Un día de noviembre de 2017, anoté en una hoja de mi ordenador:
“Cerca de la medianoche, caminaba en el centro de Luque en busca de un taxi, cuando vi que en el predio de la seccional colorada de la ciudad se erguía el nuevo Centro Cívico Senador Óscar González Daher. Es un enorme tinglado, inaugurado el año pasado. El nombre y los apellidos están escritos en grandes letras plateadas. Brillan, lustrosas e ilustres, en la noche”. Pensé: Solamente alguien —un turista del presente o del futuro, un extraterrestre— que ignore quién es este señor será capaz de asociarlo con lo cívico. A no ser, pienso ahora, que se entienda lo cívico por su etimología. Quien porta esos apellidos es dueño de la ciudad, en el sentido más estrictamente inmobiliario”.
En agosto del año siguiente, la atolondrada denominación fue eliminada a raíz de los consabidos audios. En setiembre, OGD fue imputado por un Ministerio Público que, en lo sucesivo, actuaría con kafkiana inoperancia hasta la condena, hace una semana, a siete años de prisión.
Este hombre no fue condenado por lo que le hizo a la gente, sino por lo que le hizo al sistema: declaración falsa y enriquecimiento ilícito; pero nada de lavado de dinero, esa falta grave contra el Estado, es decir, contra la entelequia que somos los más frente a una minoría espuria que practica este delito.
Al Ministerio Público, orquestado hace casi veinte años por Óscar Germán Latorre, ahora heredado por su alumna más aventajada en “operaciones” de guerra sucia interna, Sandra Quiñónez; a la Corte Suprema de Justicia, diseñada políticamente a la medida de los pedidos de Horacio Cartes, como por lo demás lo están los restantes poderes; a la sociedad civil, finalmente, emanada de dicho Estado, es decir, a sus instituciones dirigentes, económicas, políticas y culturales, a esa casta no le interesan las víctimas reales: solo el maquillaje del propio sistema.

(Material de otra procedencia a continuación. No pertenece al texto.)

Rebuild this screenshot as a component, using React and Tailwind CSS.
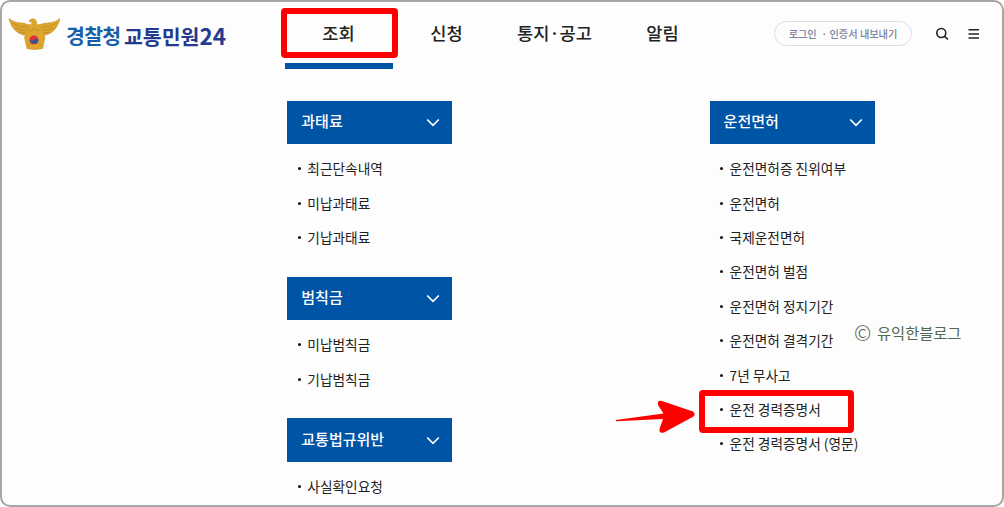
import React from "react";

const NAV = ["조회", "신청", "통지·공고", "알림"];

const LEFT = [
  { title: "과태료", items: ["최근단속내역", "미납과태료", "기납과태료"] },
  { title: "범칙금", items: ["미납범칙금", "기납범칙금"] },
  { title: "교통법규위반", items: ["사실확인요청"] },
];

const RIGHT = [
  {
    title: "운전면허",
    items: [
      "운전면허증 진위여부",
      "운전면허",
      "국제운전면허",
      "운전면허 벌점",
      "운전면허 정지기간",
      "운전면허 결격기간",
      "7년 무사고",
      "운전 경력증명서",
      "운전 경력증명서 (영문)",
    ],
  },
];

const App = () => {
  return (
    <div className="relative w-[1004px] h-[507px] overflow-hidden rounded-[10px] border-2 border-[#a6a6a6] bg-[#fdfdfd] font-['Noto_Sans_CJK_KR',sans-serif] text-[#222]">

      {/* HEADER */}
      <header className="flex h-[67px]">
        <div className="flex w-[282.5px] items-start pl-[6px] pt-[15px]">
          <Emblem />
          <p className="ml-[5px] mt-[3px] flex whitespace-nowrap text-[20.500px] leading-[30px] font-bold">
            <span className="w-[58px] tracking-[-0.7px] text-[#1560a8]">경찰청</span>
            <span className="text-[#233a8e]">
              교통민원<span className="text-[22.500px]">24</span>
            </span>
          </p>
        </div>

        <nav className="grid grid-cols-[repeat(4,108px)]">
          {NAV.map((name, i) => (
            <a
              key={name}
              className={
                i === 0
                  ? "border-b-[6px] border-[#0054a6] pt-[17px] text-center text-[17.600px] leading-[28px] font-medium"
                  : "pt-[17px] text-center text-[17.600px] leading-[28px] font-medium"
              }
            >
              {name}
            </a>
          ))}
        </nav>

        <div className="ml-[57.500px] mt-[19px] flex h-[25px] w-[138px] items-center justify-center rounded-full border border-[#dcdcec] text-[10.200px] whitespace-pre font-medium text-[#7b819c]">
          로그인  · 인증서 내보내기
        </div>
        <SearchIcon />
        <MenuIcon />
      </header>

      {/* MENU COLUMNS */}
      <div className="flex gap-[257.300px] pl-[285.300px] pt-[31.5px]">
        <Column sections={LEFT} />
        <Column sections={RIGHT} />
      </div>

      {/* MARKS */}
      <div className="absolute left-[279px] top-[6px] h-[50px] w-[117px] rounded-[4px] border-[6px] border-[#fe0000]" />
      <div className="absolute left-[697px] top-[388px] h-[43px] w-[155px] rounded-[4px] border-[6px] border-[#fe0000]" />
      <svg className="absolute left-[612px] top-[396px]" width="84" height="40" viewBox="614 398 84 40">
        <path
          d="M616 420 L663.500 413.500 L658 405 Q657 400 662 401 L693 411.500 Q696 414 693.500 416.500 L664 432.500 Q659 434 659.500 429 L663 419 L616 421.200 Z"
          fill="#fe0000"
        />
      </svg>
      <p className="absolute left-[852px] top-[318px] flex items-center whitespace-nowrap text-[15.300px] leading-[24px] text-[#52684f]">
        <span className="w-[23px] text-[21px] font-light">©</span>
        <span className="-mt-px">유익한블로그</span>
      </p>
    </div>
  );
};

const Column = ({ sections }) => (
  <div className="w-[165px]">
    {sections.map((s) => (
      <section key={s.title} className="mb-[21px]">
        <h2 className="flex h-[43.500px] items-center justify-between bg-[#0054a6] pl-[14px] pr-[12px] text-[15px] font-medium text-white">
          <span className="-mt-[2px]">{s.title}</span>
          <svg width="14" height="9" viewBox="0 0 14 9" fill="none" stroke="#fff" strokeWidth="1.700">
            <path d="M1.200 1.500 L7 7.300 L12.800 1.500" />
          </svg>
        </h2>
        <ul className="pt-[8.500px]">
          {s.items.map((item) => (
            <li key={item} className="flex h-[34.400px] items-center whitespace-nowrap pl-[10.500px] text-[13.700px]">
              <span className="mr-[6.500px] -mt-[2px] size-[3px] rounded-full bg-[#111]" />
              <span className="-mt-[2.500px]">{item}</span>
            </li>
          ))}
        </ul>
      </section>
    ))}
  </div>
);

const Emblem = () => (
  <svg width="53" height="33" viewBox="0 0 53 33">
    <path
      d="M1 1.500 C7 7 14 5 20 7.500 L23.500 8 L24 5 L21 4.500 Q22 2 25 1.800 Q29 2 28.800 8 L32 7.500 C39 5 46 7 52 1.500 C50 10 45 17 35.500 18.500 L37 20 L34.500 31.500 Q26.500 33.500 19 31.500 L16.500 20 L18 18.500 C8 17 3 10 1 1.500 Z"
      fill="#dda62d"
      stroke="#c58b20"
      strokeWidth="0.600"
    />
    <path
      d="M4 6 Q11 11 20 10 M7 11 Q13 14 19 13 M11 15 L18 16 M49 6 Q42 11 33 10 M46 11 Q40 14 34 13 M42 15 L35 16 M20 11 L23 14 L26.500 11 L30 14 L33 11 M20 29 L22 26 M33 29 L31 26"
      fill="none"
      stroke="#b98222"
      strokeWidth="0.700"
    />
    <circle cx="26" cy="23" r="4.500" fill="#e0303e" />
    <path d="M21.600 22 Q23.500 25.500 26 23 Q28.500 21 30.500 23 A4.500 4.500 0 0 1 21.600 22 Z" fill="#1c5aa8" />
  </svg>
);

const SearchIcon = () => (
  <svg className="ml-[22.500px] mt-[25px]" width="14" height="14" viewBox="0 0 14 14" fill="none" stroke="#222" strokeWidth="1.600">
    <circle cx="6.300" cy="6" r="4.500" />
    <path d="M9.500 9.300 L13 12.500" />
  </svg>
);

const MenuIcon = () => (
  <svg className="ml-[19px] mt-[26px]" width="12" height="12" viewBox="0 0 12 12" stroke="#222" strokeWidth="1.500">
    <path d="M0.500 1.700 H11 M0.500 5.900 H11 M0.500 10.100 H11" />
  </svg>
);

export default App;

Ahora representantes políticos de un sector de esa sociedad civil quieren borrar en el Parlamento, asustados teatralmente, las huellas imborrables de OGD. Se aprestan a impedirlo los folclóricos corporativos de siempre. Tantos los unos como los otros, como cuerpo, comparten la mancha daherista: todos alguna vez pactaron gobernabilidad con el cordero degollado del cual se asustan, con su rebaño o con sus pastores.
Una parte de aquellas notas de 2017 evocaban a un OGD sudoroso y nervioso el día en que perdió las elecciones como candidato a intendente de Luque, en 1996, contra el médico César Meza Bría, a quien el fosilizado Partido Liberal fue a buscar de vuelta, un cuarto de siglo después de su primer sitial en la Municipalidad, para que enfrente a la maquinaria de la familia González Daher y de su adlátere, Carlos Echeverría. Dicha parte se publicó bajo el título de “Inolvidable y caluroso noviembre”, el 20 de aquel mes y aquel año.

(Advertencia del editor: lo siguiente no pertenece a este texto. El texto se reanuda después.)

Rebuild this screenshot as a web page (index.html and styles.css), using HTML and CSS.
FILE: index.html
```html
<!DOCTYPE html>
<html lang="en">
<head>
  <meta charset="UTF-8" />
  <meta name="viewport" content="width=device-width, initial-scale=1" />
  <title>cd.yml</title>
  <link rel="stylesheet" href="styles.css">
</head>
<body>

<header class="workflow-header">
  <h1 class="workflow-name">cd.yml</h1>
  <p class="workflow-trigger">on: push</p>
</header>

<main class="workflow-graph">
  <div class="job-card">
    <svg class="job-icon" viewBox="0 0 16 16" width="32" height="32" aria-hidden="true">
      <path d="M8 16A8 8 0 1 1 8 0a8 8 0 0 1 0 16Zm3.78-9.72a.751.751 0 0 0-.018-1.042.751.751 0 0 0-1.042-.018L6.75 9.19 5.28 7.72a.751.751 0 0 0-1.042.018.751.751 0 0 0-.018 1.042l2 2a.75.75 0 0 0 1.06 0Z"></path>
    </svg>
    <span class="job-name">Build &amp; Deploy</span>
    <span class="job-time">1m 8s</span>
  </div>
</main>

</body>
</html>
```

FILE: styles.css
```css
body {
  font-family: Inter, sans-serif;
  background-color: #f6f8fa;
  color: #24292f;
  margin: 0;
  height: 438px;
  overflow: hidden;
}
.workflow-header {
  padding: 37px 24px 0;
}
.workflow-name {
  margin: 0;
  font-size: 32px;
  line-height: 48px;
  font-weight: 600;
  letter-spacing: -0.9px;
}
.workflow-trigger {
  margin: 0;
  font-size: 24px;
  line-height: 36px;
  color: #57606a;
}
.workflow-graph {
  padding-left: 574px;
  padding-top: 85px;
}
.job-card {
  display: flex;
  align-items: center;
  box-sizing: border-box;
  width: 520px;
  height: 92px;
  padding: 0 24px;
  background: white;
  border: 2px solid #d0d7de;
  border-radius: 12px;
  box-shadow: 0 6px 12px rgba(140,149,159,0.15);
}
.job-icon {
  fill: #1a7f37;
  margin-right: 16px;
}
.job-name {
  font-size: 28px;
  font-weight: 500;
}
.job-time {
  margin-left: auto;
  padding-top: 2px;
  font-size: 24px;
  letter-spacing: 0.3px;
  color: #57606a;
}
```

Esta otra anotación narrada, del mismo día, no se publicó:
“Cuando le conté la anécdota a un veterano periodista, sonrió:
—Una vez en su vida, que yo sepa, le jodieron a González Daher.
Me contó que hace más de una década el político luqueño y el indecible Blas N. Riquelme hablaron de no sé qué ciertas alambradas destruidas que separaban sus respectivas tierras, la una al lado de la otra, en vaya uno a saber qué lugar del país.

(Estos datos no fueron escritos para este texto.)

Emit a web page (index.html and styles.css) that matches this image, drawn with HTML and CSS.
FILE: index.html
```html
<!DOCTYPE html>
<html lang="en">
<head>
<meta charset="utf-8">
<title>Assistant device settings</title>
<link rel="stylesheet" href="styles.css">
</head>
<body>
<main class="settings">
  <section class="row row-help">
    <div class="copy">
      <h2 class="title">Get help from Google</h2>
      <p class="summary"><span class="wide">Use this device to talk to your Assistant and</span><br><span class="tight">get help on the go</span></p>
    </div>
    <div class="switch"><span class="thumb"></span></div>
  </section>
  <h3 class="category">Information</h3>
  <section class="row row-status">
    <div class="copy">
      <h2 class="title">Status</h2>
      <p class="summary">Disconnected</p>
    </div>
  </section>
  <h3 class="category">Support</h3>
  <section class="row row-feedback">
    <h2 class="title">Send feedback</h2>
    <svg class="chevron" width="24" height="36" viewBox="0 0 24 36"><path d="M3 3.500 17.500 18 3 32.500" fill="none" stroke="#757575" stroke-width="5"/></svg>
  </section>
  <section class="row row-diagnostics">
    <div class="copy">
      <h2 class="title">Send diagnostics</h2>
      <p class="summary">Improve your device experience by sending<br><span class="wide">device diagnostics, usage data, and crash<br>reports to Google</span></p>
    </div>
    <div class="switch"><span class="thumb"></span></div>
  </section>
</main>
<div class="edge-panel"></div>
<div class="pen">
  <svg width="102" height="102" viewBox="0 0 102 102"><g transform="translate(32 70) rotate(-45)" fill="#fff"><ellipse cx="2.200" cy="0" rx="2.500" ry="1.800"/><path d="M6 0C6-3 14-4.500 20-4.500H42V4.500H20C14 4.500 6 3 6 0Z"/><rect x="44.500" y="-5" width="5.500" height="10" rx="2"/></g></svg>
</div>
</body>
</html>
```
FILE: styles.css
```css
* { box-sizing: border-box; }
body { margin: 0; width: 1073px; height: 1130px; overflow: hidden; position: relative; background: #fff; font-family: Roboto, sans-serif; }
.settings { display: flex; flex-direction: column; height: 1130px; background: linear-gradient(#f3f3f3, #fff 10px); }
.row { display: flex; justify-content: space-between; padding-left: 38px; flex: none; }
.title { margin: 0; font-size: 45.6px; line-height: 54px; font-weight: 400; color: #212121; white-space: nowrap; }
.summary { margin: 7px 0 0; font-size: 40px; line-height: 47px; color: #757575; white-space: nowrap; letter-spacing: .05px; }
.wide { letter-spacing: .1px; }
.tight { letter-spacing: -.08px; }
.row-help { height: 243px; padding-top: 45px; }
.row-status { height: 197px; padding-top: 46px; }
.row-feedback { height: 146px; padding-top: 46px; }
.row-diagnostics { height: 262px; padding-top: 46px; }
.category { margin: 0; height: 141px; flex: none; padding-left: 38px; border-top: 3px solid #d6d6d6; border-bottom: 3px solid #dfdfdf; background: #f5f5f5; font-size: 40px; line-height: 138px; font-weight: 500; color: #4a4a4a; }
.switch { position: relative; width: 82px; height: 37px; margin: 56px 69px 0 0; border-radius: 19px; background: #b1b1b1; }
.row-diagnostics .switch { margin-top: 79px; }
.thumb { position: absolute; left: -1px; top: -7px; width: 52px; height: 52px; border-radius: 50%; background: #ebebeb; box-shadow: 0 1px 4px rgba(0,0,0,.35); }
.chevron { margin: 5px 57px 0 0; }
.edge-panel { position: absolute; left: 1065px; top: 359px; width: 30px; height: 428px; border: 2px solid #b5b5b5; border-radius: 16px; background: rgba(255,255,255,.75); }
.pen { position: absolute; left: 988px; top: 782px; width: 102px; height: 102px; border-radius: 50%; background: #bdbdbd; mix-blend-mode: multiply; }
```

—Esta gente tiene tierras que colindan y a veces ni saben —dijo.
Daher dejó en manos de Blas N. la construcción de nuevos cercos.
—Después pasame lo que me toca.
Con complicidad, con cierto estupor miré al colega.
—¿Hizo lo que estoy pensando?
—Hizo exactamente lo que estás pensando.
Estallé de risa: kilómetros de tierra pasaron a un lado de la alambrada, el de Blas N. Ignoro si la historia es apócrifa, pero es didáctica.
—Siguieron siendo muy amigos, a pesar de la “expropiación” —concluyó el veterano periodista, alejado ya de las redacciones—. Ellos son así: ratas entre ellos mismos.